/---

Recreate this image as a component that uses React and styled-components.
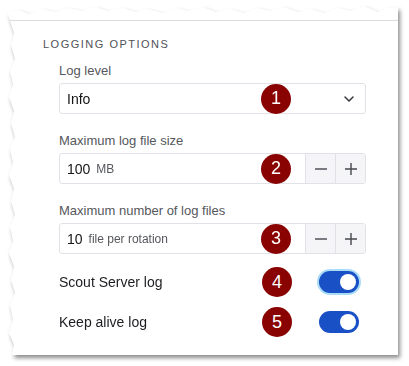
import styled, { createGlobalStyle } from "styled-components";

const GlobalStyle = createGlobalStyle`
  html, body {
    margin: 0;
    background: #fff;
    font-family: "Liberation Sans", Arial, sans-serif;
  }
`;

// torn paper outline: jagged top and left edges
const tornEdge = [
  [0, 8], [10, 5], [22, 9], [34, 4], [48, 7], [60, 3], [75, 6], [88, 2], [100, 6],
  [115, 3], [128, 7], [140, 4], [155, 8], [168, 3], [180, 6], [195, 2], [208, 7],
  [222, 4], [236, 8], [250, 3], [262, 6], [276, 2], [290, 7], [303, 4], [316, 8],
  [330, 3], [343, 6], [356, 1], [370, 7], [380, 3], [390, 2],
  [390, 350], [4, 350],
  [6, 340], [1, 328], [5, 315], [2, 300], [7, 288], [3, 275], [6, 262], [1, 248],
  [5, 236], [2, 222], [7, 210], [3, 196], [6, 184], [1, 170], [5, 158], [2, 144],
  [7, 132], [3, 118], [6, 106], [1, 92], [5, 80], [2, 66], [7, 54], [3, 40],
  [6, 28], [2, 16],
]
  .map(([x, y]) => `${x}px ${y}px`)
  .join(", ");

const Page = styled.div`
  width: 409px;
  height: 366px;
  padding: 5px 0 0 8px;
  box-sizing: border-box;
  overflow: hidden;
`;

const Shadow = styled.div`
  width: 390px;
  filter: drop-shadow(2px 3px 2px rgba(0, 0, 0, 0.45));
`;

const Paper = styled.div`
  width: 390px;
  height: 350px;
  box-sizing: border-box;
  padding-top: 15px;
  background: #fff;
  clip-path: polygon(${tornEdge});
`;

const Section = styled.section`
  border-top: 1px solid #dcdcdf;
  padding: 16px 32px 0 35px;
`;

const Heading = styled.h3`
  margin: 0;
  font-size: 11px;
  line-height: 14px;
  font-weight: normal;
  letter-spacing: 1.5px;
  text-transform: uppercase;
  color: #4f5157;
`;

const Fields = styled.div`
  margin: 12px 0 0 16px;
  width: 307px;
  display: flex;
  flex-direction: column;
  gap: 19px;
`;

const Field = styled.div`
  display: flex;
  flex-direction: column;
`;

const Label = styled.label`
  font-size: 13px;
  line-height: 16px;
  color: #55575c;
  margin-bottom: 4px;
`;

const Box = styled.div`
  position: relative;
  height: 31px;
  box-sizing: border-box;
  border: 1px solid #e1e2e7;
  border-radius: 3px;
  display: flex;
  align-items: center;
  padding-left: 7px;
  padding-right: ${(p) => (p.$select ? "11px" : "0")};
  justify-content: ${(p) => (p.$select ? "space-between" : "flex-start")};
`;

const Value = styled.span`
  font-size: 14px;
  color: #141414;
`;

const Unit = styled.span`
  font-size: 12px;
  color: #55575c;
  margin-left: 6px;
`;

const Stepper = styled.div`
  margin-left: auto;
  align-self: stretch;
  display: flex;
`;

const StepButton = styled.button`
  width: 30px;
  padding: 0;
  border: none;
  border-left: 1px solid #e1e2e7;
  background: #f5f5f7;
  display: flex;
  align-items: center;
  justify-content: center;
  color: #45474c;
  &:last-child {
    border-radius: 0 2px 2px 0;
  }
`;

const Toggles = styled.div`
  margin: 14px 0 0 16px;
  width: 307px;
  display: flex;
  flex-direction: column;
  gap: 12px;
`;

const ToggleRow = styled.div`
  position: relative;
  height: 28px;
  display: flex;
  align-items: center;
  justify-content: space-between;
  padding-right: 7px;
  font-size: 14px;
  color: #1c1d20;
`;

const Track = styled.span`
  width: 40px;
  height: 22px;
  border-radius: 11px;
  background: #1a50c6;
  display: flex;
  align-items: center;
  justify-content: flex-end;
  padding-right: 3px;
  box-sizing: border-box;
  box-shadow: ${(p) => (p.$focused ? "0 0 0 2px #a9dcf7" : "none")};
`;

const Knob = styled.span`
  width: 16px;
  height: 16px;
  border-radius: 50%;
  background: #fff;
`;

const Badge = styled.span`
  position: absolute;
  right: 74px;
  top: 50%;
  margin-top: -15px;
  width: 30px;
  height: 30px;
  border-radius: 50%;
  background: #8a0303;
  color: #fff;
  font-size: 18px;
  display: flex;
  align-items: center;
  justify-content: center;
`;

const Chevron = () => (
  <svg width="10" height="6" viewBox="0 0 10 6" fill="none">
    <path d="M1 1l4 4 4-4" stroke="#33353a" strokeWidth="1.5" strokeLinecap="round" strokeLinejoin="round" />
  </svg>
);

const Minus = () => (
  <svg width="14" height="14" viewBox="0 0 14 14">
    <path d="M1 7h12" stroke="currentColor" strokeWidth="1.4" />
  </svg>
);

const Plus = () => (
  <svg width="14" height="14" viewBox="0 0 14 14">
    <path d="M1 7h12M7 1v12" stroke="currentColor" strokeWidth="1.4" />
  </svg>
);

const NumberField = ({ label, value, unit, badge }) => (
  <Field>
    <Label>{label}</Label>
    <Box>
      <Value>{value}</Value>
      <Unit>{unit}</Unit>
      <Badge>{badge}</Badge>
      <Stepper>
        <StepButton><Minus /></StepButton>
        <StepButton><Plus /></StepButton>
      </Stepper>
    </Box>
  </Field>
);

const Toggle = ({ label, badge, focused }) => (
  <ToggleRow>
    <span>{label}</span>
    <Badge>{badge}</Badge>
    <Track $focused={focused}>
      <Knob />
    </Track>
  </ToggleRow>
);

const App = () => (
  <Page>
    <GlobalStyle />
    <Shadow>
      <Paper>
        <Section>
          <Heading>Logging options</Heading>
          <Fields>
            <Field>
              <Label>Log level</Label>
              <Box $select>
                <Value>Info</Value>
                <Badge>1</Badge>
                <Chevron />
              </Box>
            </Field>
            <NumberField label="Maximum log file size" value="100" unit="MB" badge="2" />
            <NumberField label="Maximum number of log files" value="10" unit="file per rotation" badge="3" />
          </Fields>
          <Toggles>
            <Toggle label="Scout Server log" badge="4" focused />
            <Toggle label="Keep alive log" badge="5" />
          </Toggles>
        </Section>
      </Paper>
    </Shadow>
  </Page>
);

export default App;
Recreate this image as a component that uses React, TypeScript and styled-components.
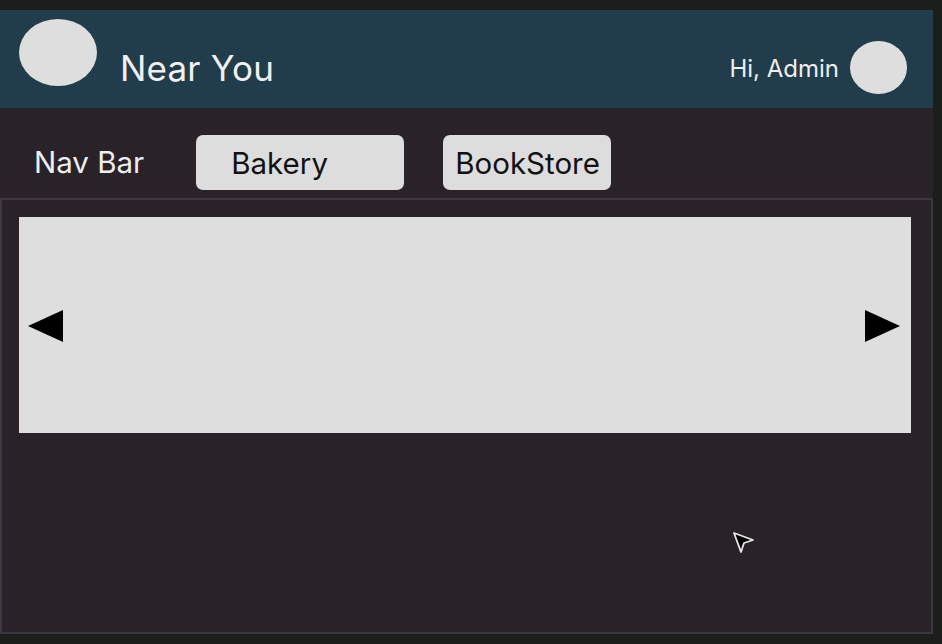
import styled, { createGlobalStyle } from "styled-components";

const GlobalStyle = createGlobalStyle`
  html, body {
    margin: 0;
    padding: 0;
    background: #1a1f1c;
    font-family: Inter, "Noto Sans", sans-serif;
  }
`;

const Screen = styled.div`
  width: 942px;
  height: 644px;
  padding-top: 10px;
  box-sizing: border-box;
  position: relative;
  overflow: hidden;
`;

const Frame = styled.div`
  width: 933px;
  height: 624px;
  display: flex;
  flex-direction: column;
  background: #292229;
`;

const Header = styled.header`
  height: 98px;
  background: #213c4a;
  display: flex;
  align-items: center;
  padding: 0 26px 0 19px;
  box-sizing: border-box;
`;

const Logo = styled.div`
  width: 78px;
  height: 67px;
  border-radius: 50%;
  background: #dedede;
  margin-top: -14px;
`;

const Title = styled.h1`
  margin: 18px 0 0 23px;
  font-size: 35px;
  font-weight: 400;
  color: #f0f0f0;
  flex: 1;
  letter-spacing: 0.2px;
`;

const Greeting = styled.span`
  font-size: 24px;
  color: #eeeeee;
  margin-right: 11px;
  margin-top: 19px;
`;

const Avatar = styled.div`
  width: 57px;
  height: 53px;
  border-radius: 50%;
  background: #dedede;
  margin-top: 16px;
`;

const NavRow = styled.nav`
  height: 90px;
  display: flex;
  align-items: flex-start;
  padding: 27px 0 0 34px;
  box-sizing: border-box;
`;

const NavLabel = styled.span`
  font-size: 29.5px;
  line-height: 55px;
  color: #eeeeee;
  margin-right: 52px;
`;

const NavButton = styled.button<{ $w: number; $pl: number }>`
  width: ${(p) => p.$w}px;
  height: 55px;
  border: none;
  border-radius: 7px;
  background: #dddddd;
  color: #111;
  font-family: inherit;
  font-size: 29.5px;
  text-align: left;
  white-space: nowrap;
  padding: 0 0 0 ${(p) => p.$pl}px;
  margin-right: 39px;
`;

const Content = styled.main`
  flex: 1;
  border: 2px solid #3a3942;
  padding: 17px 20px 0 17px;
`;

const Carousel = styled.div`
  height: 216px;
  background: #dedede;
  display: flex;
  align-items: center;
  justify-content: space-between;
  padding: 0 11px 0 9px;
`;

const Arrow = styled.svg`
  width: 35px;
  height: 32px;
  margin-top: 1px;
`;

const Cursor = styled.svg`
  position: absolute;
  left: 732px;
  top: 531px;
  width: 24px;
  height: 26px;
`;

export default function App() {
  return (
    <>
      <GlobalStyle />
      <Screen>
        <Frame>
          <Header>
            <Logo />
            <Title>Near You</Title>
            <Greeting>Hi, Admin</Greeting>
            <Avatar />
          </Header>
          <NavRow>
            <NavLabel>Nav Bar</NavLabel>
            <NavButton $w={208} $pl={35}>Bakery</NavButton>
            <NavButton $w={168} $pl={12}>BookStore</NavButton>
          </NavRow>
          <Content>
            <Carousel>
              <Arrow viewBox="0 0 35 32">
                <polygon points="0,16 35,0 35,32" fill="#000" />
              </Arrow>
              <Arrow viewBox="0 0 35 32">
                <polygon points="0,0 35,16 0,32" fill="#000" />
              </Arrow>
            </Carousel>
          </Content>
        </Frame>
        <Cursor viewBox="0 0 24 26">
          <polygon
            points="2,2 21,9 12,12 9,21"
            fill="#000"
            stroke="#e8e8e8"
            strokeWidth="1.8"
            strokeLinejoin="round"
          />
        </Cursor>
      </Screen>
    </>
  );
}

\---

» Written problem
Of the lines in the data, how many hold the string "uses"? State the number, nothing else.

» Finished answer
2